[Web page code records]
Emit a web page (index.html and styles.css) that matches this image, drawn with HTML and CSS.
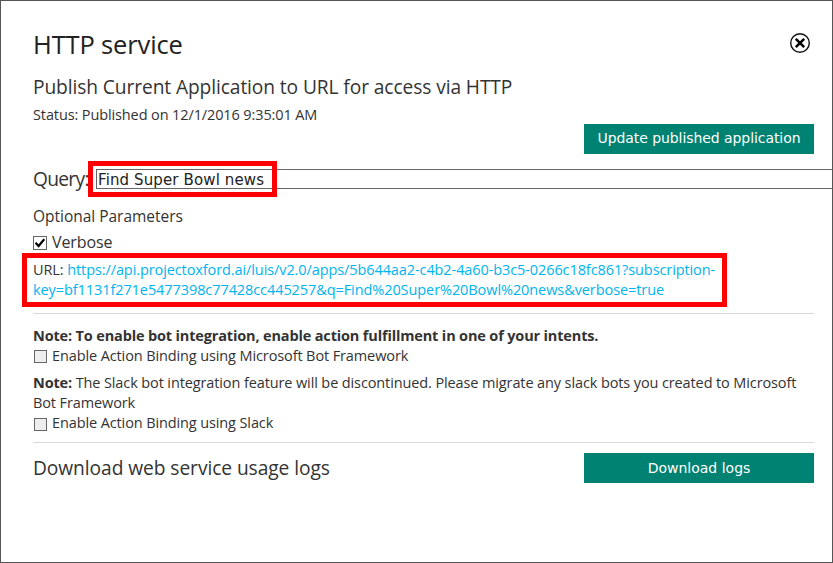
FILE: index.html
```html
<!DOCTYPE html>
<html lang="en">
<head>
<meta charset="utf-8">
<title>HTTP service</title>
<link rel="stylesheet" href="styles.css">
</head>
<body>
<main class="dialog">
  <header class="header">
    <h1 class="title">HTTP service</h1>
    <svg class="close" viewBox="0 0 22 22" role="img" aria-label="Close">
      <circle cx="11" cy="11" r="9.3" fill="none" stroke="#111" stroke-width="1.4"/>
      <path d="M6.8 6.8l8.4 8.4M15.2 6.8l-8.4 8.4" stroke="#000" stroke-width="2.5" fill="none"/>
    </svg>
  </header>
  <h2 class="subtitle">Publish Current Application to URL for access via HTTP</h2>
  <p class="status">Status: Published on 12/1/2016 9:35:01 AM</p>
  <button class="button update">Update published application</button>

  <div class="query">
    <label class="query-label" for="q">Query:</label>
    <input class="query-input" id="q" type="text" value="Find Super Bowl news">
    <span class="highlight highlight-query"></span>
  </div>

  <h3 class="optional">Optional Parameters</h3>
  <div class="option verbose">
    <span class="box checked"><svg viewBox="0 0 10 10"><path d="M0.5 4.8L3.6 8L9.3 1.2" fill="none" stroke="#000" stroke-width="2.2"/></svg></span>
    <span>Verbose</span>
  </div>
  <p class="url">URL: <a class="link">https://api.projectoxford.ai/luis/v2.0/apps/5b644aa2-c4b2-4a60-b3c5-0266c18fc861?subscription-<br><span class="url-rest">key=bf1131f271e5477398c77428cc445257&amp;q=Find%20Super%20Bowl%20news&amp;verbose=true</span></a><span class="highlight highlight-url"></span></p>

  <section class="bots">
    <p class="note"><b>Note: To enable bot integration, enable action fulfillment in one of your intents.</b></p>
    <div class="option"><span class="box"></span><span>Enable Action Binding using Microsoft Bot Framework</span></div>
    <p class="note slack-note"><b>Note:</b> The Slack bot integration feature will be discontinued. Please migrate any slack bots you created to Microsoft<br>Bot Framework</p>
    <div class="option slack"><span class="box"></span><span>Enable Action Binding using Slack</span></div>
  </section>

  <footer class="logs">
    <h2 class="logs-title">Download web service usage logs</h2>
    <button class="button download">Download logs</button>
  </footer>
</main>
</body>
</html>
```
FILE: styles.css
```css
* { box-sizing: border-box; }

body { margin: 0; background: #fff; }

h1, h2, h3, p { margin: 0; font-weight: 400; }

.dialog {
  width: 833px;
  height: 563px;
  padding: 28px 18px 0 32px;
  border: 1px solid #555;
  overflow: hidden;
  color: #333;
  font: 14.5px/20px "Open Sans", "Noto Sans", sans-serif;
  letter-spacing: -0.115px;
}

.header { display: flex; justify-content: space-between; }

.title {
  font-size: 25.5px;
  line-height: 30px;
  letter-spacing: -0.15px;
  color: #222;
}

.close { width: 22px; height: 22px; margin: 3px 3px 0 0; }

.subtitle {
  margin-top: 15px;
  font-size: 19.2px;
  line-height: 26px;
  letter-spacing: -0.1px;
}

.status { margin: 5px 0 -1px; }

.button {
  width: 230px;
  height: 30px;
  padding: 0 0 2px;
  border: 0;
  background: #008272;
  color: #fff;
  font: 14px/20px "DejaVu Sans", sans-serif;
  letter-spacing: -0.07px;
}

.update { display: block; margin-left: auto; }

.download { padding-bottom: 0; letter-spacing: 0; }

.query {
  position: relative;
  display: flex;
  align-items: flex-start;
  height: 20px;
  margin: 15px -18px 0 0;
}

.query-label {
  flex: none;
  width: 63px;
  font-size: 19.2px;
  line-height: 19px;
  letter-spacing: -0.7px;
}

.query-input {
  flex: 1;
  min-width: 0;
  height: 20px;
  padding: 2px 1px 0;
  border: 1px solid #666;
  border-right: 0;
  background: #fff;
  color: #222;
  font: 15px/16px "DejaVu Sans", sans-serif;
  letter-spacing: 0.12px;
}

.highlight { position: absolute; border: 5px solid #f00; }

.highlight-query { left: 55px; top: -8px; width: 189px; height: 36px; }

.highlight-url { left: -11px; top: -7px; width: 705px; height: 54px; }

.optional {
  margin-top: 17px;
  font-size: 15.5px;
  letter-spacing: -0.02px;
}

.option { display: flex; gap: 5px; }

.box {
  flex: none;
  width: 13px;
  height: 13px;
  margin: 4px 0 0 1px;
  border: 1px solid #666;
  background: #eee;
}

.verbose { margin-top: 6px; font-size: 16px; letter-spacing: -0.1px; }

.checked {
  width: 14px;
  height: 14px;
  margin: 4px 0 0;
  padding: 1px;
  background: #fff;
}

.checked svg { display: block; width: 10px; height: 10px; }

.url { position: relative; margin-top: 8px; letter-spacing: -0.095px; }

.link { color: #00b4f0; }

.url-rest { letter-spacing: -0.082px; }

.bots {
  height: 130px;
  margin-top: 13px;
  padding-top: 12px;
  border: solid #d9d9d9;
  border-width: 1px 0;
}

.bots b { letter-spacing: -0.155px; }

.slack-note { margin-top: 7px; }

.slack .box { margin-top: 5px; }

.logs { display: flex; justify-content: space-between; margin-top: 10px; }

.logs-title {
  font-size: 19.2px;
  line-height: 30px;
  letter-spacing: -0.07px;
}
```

---

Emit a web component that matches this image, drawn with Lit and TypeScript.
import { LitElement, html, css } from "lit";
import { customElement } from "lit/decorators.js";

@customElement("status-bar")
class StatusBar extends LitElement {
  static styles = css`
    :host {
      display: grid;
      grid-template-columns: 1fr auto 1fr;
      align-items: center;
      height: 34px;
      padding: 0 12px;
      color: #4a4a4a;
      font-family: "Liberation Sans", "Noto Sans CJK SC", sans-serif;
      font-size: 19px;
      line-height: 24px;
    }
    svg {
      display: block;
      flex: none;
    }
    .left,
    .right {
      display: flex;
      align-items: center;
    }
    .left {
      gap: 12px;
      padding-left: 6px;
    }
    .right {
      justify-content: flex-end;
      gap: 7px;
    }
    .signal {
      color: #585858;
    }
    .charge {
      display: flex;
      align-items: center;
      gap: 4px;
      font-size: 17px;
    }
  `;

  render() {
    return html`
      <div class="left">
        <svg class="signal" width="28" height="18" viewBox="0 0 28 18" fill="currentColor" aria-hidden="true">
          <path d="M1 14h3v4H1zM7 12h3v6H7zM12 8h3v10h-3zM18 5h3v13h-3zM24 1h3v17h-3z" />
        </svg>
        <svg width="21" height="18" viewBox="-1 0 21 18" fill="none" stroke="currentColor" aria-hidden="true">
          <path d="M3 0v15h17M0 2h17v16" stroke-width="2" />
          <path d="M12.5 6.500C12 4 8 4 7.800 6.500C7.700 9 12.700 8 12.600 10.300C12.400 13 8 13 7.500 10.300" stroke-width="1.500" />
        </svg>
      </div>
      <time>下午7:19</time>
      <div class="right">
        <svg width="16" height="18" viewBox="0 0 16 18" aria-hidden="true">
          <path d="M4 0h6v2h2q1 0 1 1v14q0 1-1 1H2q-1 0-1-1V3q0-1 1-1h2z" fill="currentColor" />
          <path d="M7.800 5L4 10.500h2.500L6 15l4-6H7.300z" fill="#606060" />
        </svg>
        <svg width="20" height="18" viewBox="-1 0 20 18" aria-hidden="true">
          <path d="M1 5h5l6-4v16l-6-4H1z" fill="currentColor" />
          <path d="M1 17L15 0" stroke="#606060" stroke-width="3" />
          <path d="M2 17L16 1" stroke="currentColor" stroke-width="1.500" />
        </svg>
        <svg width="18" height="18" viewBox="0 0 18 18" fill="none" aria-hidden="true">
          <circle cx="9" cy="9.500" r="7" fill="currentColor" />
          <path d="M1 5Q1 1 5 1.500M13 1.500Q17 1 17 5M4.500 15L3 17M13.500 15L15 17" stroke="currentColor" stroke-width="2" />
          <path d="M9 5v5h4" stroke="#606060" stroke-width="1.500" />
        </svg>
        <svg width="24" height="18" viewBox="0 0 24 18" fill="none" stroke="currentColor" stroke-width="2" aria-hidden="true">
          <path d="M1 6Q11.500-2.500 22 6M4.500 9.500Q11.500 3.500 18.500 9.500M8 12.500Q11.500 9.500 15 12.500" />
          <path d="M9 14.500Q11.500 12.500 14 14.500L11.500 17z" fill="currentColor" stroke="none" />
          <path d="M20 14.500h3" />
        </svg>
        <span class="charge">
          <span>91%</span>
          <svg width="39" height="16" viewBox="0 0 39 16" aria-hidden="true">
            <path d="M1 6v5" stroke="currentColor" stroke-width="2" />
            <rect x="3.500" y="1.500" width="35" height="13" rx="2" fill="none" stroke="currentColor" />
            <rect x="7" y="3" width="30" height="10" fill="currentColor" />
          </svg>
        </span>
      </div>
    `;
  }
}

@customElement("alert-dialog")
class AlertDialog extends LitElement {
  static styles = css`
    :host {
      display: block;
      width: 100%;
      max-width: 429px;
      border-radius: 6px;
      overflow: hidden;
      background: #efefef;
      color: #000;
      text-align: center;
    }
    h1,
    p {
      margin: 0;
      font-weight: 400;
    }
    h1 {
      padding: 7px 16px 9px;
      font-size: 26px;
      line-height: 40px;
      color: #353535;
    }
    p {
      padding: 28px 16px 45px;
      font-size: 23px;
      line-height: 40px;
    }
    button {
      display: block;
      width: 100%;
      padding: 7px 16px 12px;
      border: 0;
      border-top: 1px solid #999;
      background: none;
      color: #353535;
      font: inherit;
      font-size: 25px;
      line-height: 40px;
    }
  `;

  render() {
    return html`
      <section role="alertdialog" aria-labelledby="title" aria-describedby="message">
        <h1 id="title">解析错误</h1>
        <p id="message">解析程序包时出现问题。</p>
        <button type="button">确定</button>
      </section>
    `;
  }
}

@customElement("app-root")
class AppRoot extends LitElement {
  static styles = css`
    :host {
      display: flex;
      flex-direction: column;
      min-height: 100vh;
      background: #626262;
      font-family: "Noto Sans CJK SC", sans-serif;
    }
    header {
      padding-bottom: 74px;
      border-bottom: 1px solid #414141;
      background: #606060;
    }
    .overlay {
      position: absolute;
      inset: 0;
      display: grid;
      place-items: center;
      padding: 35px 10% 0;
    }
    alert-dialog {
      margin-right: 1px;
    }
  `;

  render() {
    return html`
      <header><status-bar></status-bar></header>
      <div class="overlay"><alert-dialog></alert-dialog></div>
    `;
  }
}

Task instructions: Every line of the listing that holds "with" is to be counted; give only the resulting number.

Exercise solution: 2